Seller hereby authorizes KBK to file in any jurisdiction KBK may deem
appropriate, without the signature of Seller, one or more financing
statements, and all amendments and continuations with respect thereto,
relating to the Collateral and hereby ratifies, confirms and consents
to any such filings made by KBK prior to the date hereof. Seller
further agrees that a carbon, photographic or other reproduction of
this Agreement or any financing statement describing any Collateral is
sufficient as a financing statement and may be filed in any
jurisdiction KBK may deem appropriate.
Seller herein acknowledges and warrants to KBK that it has received and
will receive, direct and indirect benefits by and from granting this
security interest to KBK to secure the obligations of any Affiliate to
KBK.
In the event a security interest has heretofore been granted and given
to KBK by Seller in a prior agreement(s) or document(s) to secure
certain obligations, then, in such event, and notwithstanding anything
in this Agreement to the contrary, including Section 23 hereof, the
lien and security interest herein granted and given to KBK is in
renewal and extension, and not in extinguishment of, all such prior
liens and security interests and are valid and subsisting liens and
security interests to secure all prior, existing and new obligations of
Seller to KBK hereunder and under any such prior agreements, which
obligations are likewise herein renewed and extended, in any manner,
including any action required in connection with or by virtue of the
United States Bankruptcy Code (the "Bankruptcy Code").
8. SERVICING. KBK hereby appoints Seller as servicing agent for KBK
("Servicer") for the purpose of expediting the payment of accounts
purchased by KBK hereunder which become past due. Servicer agrees to
maintain an active, on-going and regular dialogue with each Account
Debtor.
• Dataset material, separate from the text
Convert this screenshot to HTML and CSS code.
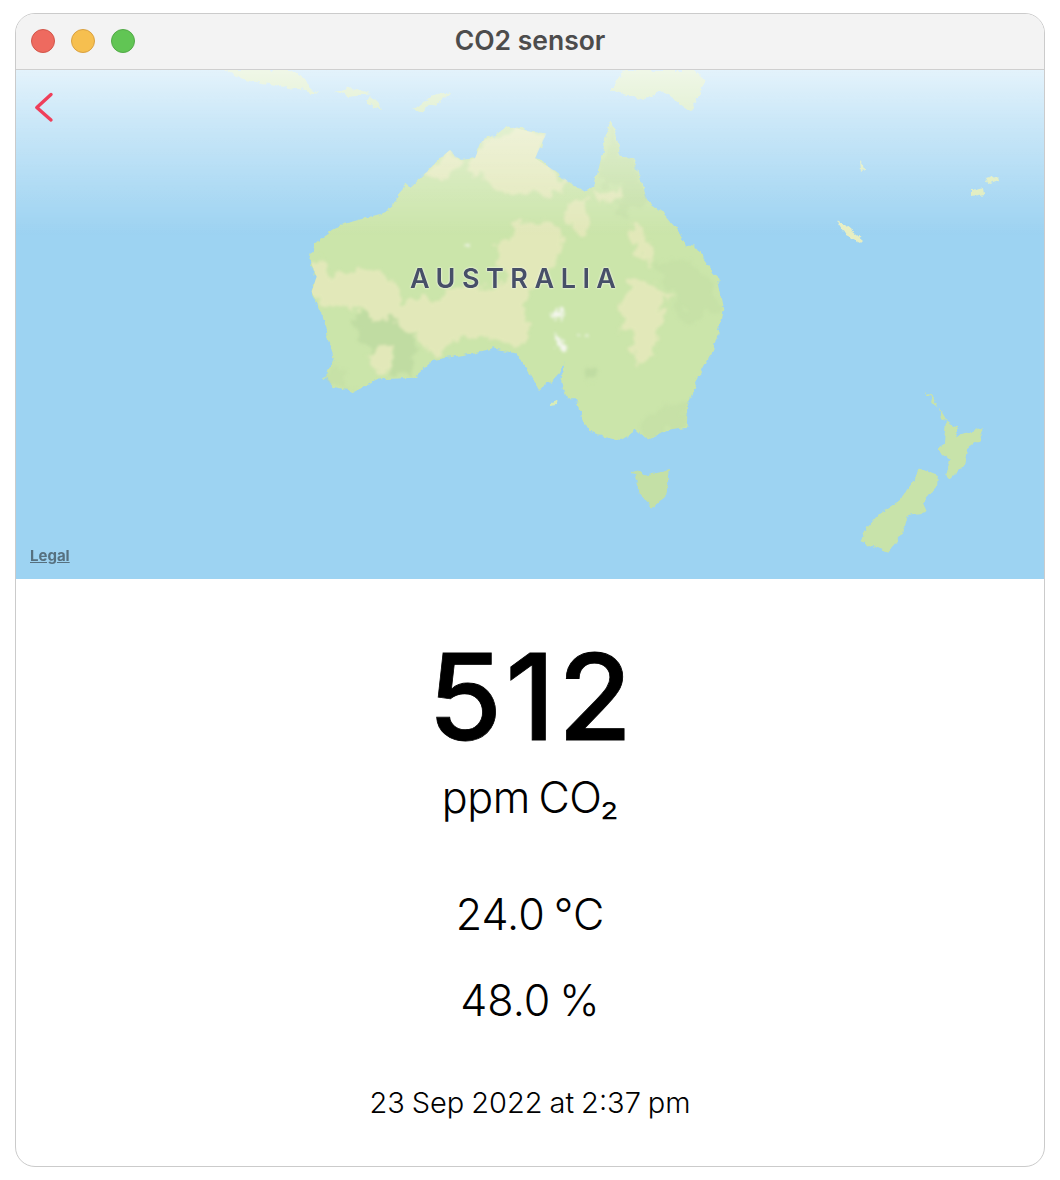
FILE: index.html
```html
<!DOCTYPE html>
<html lang="en">
<head>
<meta charset="utf-8">
<title>CO2 sensor</title>
<link rel="stylesheet" href="styles.css">
</head>
<body>
<main class="window">
  <header class="titlebar">
    <div class="lights">
      <span class="light light-red"></span>
      <span class="light light-yellow"></span>
      <span class="light light-green"></span>
    </div>
    <h1 class="title">CO2 sensor</h1>
  </header>
  <section class="map">
    <svg class="map-art" viewBox="16 70 1028 509" preserveAspectRatio="none" aria-hidden="true">
      <defs>
        <linearGradient id="haze" x1="0" y1="0" x2="0" y2="1">
          <stop offset="0" stop-color="#fff" stop-opacity=".72"/>
          <stop offset=".3" stop-color="#fff" stop-opacity=".48"/>
          <stop offset=".7" stop-color="#fff" stop-opacity=".2"/>
          <stop offset="1" stop-color="#fff" stop-opacity="0"/>
        </linearGradient>
        <filter id="rough" x="-5%" y="-5%" width="110%" height="110%">
          <feTurbulence type="fractalNoise" baseFrequency=".12" numOctaves="3" seed="4" result="n"/>
          <feDisplacementMap in="SourceGraphic" in2="n" scale="7" xChannelSelector="R" yChannelSelector="G"/>
          <feGaussianBlur stdDeviation=".5"/>
        </filter>
        <filter id="soft" x="-5%" y="-5%" width="110%" height="110%">
          <feTurbulence type="fractalNoise" baseFrequency=".07" numOctaves="4" seed="9" result="n"/>
          <feDisplacementMap in="SourceGraphic" in2="n" scale="22" xChannelSelector="R" yChannelSelector="G"/>
          <feGaussianBlur stdDeviation="1.600"/>
        </filter>
        <clipPath id="mainland">
          <path transform="translate(290 70) scale(.3333)" d="M60 570 75 520 100 500 150 465 240 440 295 425 330 370 345 335 365 350 395 320 450 265 480 240 510 270 555 265 575 215 620 190 660 170 720 185 770 190 735 265 790 300 850 345 885 365 915 340 935 260 960 150 985 220 995 260 1030 265 1050 325 1075 400 1125 435 1170 490 1185 525 1215 530 1280 620 1300 720 1270 840 1225 925 1195 1000 1190 1070 1130 1080 1075 1110 1040 1080 990 1110 900 1085 875 1040 860 985 830 985 815 930 820 880 800 920 750 960 715 900 680 850 610 835 520 855 430 870 375 920 270 925 190 965 130 950 105 925 130 860 100 740 65 665 80 620Z"/>
        </clipPath>
      </defs>
      <rect x="16" y="70" width="1028" height="509" fill="#9dd3f2"/>
      <g filter="url(#rough)">
        <g transform="translate(290 70) scale(.3333)" fill="#cbe5aa">
          <path d="M60 570 75 520 100 500 150 465 240 440 295 425 330 370 345 335 365 350 395 320 450 265 480 240 510 270 555 265 575 215 620 190 660 170 720 185 770 190 735 265 790 300 850 345 885 365 915 340 935 260 960 150 985 220 995 260 1030 265 1050 325 1075 400 1125 435 1170 490 1185 525 1215 530 1280 620 1300 720 1270 840 1225 925 1195 1000 1190 1070 1130 1080 1075 1110 1040 1080 990 1110 900 1085 875 1040 860 985 830 985 815 930 820 880 800 920 750 960 715 900 680 850 610 835 520 855 430 870 375 920 270 925 190 965 130 950 105 925 130 860 100 740 65 665 80 620Z"/>
          <path fill="#c4e0a6" d="M1028 1200 1075 1215 1140 1200 1130 1270 1085 1315 1050 1270Z"/>
          <path fill="#d8ecb8" d="M780 1000 805 992 805 1005 780 1008Z"/>
        </g>
      </g>
      <g clip-path="url(#mainland)">
        <g filter="url(#soft)">
          <g transform="translate(290 70) scale(.3333)">
            <g fill="#e2e8b9">
              <path d="M530 300 575 220 660 175 770 190 735 265 820 330 820 370 700 365 620 360 600 320Z"/>
              <path d="M395 320 480 245 510 270 480 310 420 330Z"/>
              <path d="M50 570 100 580 110 620 230 590 290 620 340 690 470 680 480 660 640 640 620 530 690 460 780 445 820 490 790 600 720 670 690 740 725 775 690 830 620 800 520 800 450 860 410 850 390 800 330 770 200 720 100 710 55 670Z"/>
              <path d="M1000 660 1060 625 1140 680 1110 740 1100 800 1090 880 1040 880 1020 840 1040 790 985 770 1000 710Z"/>
              <path d="M820 400 890 385 900 490 870 500 830 450Z"/>
              <path d="M1015 450 1060 470 1085 530 1080 590 1040 550Z"/>
              <path d="M910 370 1000 350 1000 380 930 405Z"/>
            </g>
            <g fill="#c0dca2">
              <path d="M190 735 290 740 385 800 360 880 365 915 310 905 300 840 235 850 200 780Z"/>
              <path d="M880 900 920 890 925 925 895 940Z"/>
              <path d="M1090 580 1170 560 1270 640 1290 720 1200 760 1130 640Z" opacity=".4"/>
              <path d="M930 300 960 150 990 250 1030 270 1060 350 1075 400 1030 420 985 440 970 400 1000 380 990 340 930 340Z" opacity=".5"/>
              <path d="M1040 1070 1130 1000 1190 1000 1185 1070 1130 1080 1075 1110Z" opacity=".4"/>
              <path d="M105 925 150 880 190 965 130 950Z" opacity=".4"/>
            </g>
            <path fill="#e2e8b9" d="M235 860 290 830 305 900 260 915Z"/>
            <g fill="#f4f6ee">
              <path d="M785 710 805 720 808 745 795 738Z"/>
              <path d="M800 800 820 810 820 845 805 835Z"/>
              <path d="M870 800 882 815 868 822Z"/>
              <path d="M520 520 545 516 540 528Z"/>
            </g>
          </g>
        </g>
      </g>
      <g filter="url(#rough)" fill="#c8e3aa">
        <path d="M925 391 931 395 938 404 941 418 951 425 957 426 957 436 983 427 979 440 967 450 964 466 950 480 945 475 950 460 936 448 944 443 946 420 940 410Z"/>
        <path d="M920 468 938 475 937 487 923 503 927 512 908 515 903 533 888 552 875 547 860 541 868 527 878 515 900 500 912 483Z"/>
        <path fill="#e7eec2" d="M835 219 845 225 863 240 860 243 845 235Z"/>
        <path fill="#dcebb8" d="M972 190 983 187 984 195 972 197Z"/>
        <path fill="#dcebb8" d="M985 180 998 176 999 180 987 184Z"/>
        <path fill="#dcebb8" d="M860 161 864 166 865 169 861 170Z"/>
        <path d="M225 70 290 70 300 76 318 94 300 90 275 85 245 80Z"/>
        <path d="M367 100 370 95 380 105 382 111 372 107Z"/>
        <path d="M413 110 430 97 451 92 440 101 420 111Z"/>
        <path d="M335 92 352 88 370 93 350 97Z"/>
        <path d="M625 70 660 70 695 70 705 80 692 112 660 90 645 100 610 90Z"/>
      </g>
      <rect x="16" y="70" width="1028" height="165" fill="url(#haze)"/>
    </svg>
    <button class="back" type="button" aria-label="Back">
      <svg width="24" height="34" viewBox="0 0 24 34" aria-hidden="true"><path d="M18 3.500 3.800 16.500 18 29" fill="none" stroke="#ef3f5a" stroke-width="3.400" stroke-linecap="round" stroke-linejoin="round"/></svg>
    </button>
    <span class="region">AUSTRALIA</span>
    <a class="legal" href="#">Legal</a>
  </section>
  <section class="readings">
    <div class="co2">512</div>
    <div class="unit">ppm CO₂</div>
    <div class="stat stat-temp">24.0 °C</div>
    <div class="stat stat-hum">48.0 %</div>
    <div class="stamp">23 Sep 2022 at 2:37 pm</div>
  </section>
</main>
</body>
</html>
```

FILE: styles.css
```css
* { box-sizing: border-box; }
html, body { margin: 0; background: #fff; }
body {
  padding: 13px 15px;
  font-family: Inter, "Liberation Sans", sans-serif;
  color: #000;
}
.window {
  width: 1030px;
  height: 1154px;
  border: 1px solid #cbcbcb;
  border-radius: 20px;
  overflow: hidden;
  background: #fff;
  display: flex;
  flex-direction: column;
}
.titlebar {
  position: relative;
  height: 56px;
  flex: none;
  padding-bottom: 4px;
  background: #f3f3f3;
  border-bottom: 1px solid #cfcfcf;
  display: flex;
  align-items: center;
  justify-content: center;
}
.lights {
  position: absolute;
  left: 15px;
  top: 15px;
  display: flex;
  gap: 16px;
}
.light {
  width: 24px;
  height: 24px;
  border-radius: 50%;
  border: 1px solid;
}
.light-red { background: #ee6a5f; border-color: #d25549; }
.light-yellow { background: #f6bf4f; border-color: #d9a040; }
.light-green { background: #61c554; border-color: #52a947; }
.title {
  margin: 0;
  font-size: 26.500px;
  line-height: 50px;
  font-weight: 600;
  color: #4c4c4c;
  font-family: Inter, "Liberation Sans", sans-serif;
}
.map {
  position: relative;
  height: 509px;
  flex: none;
  overflow: hidden;
}
.map-art { display: block; width: 100%; height: 100%; }
.back {
  position: absolute;
  left: 17px;
  top: 21px;
  padding: 0;
  border: 0;
  background: none;
  line-height: 0;
}
.region {
  position: absolute;
  left: 394px;
  top: 192px;
  font-size: 27px;
  line-height: 34px;
  font-weight: 600;
  letter-spacing: 6.500px;
  color: #474f68;
  text-shadow: 0 0 2px #f2f5e6, 0 0 2px #f2f5e6;
  white-space: nowrap;
}
.legal {
  position: absolute;
  left: 14px;
  bottom: 15px;
  font-size: 15px;
  line-height: 16px;
  font-weight: 700;
  color: #56707f;
}
.readings {
  flex: 1;
  display: flex;
  flex-direction: column;
  align-items: center;
  text-align: center;
}
.co2 {
  margin-top: 48px;
  margin-right: -3px;
  font-size: 120px;
  line-height: 140px;
  font-weight: 500;
  -webkit-text-stroke: .8px #000;
  letter-spacing: 3px;
}
.unit {
  margin-top: 1px;
  font-size: 43px;
  line-height: 58px;
  font-weight: 300;
  letter-spacing: -.4px;
  word-spacing: -3px;
}
.stat {
  font-size: 43px;
  line-height: 58px;
  font-weight: 300;
  word-spacing: -3px;
}
.stat-temp { margin-top: 59px; }
.stat-hum { margin-top: 28px; }
.stamp {
  margin-top: 54px;
  font-size: 29px;
  line-height: 40px;
  font-weight: 300;
  word-spacing: -1.200px;
}
```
Servicer further agrees to utilize all powers, influences and
rights and take every action within its control in accordance with its
customary practices and applicable law to expedite the collection of
the accounts purchased by KBK which become past due and direct such
payments in specie exclusively to the Authorized Remittance Address.
Seller will furnish to KBK, upon request, any and all papers, documents
and records in its possession or control related to accounts purchased
by KBK hereunder, or related to Seller's business relationship with the
respective account debtors, and agrees to cooperate fully with KBK in
all matters related to collection of accounts purchased by KBK
hereunder. KBK reserves the right to terminate such servicing
relationship at any time with or without cause and without notice to
Servicer.
Seller authorizes KBK to forward directly to account debtors statements
or invoices on accounts purchased by KBK hereunder, and to request
payment at such address or to such bank account as may be designated by
KBK. Seller agrees that, if any payment is made to Seller on any
account purchased by KBK from Seller hereunder, Seller (i) will hold
such payment in trust for KBK, (ii) will not commingle such payment
with any funds of Seller, and (iii) will deliver such payment to KBK,
in the exact form received, by the close of business on the next
business day following receipt thereof by Seller. With respect to all
accounts purchased by KBK from Seller hereunder, Seller shall direct
all account debtors for such accounts to remit all payments pertaining
to such accounts directly to the Authorized Remittance Address. If any
payment on such accounts is received by Seller (rather than sent to the
Authorized Remittance Address), Seller shall give prompt notice thereof
to KBK. Without limiting the other rights and remedies of KBK under
this Agreement or otherwise, Seller's failure to strictly comply with
this Section 8 shall constitute an immediate breach of and default
under this Agreement, entitling KBK (in KBK's discretion) to
immediately terminate this Agreement. If any goods relating to an
account purchased by KBK hereunder shall be returned to or repossessed
by Seller, Seller shall give prompt notice thereof to KBK and shall
hold such goods in trust for KBK, separate and apart from Seller's own
property, and such goods shall be owned solely by KBK and be subject to
KBK's direction and control. Seller shall properly store and protect
such goods and agrees to cooperate fully with KBK in any subsequent
disposition thereof for the benefit of KBK.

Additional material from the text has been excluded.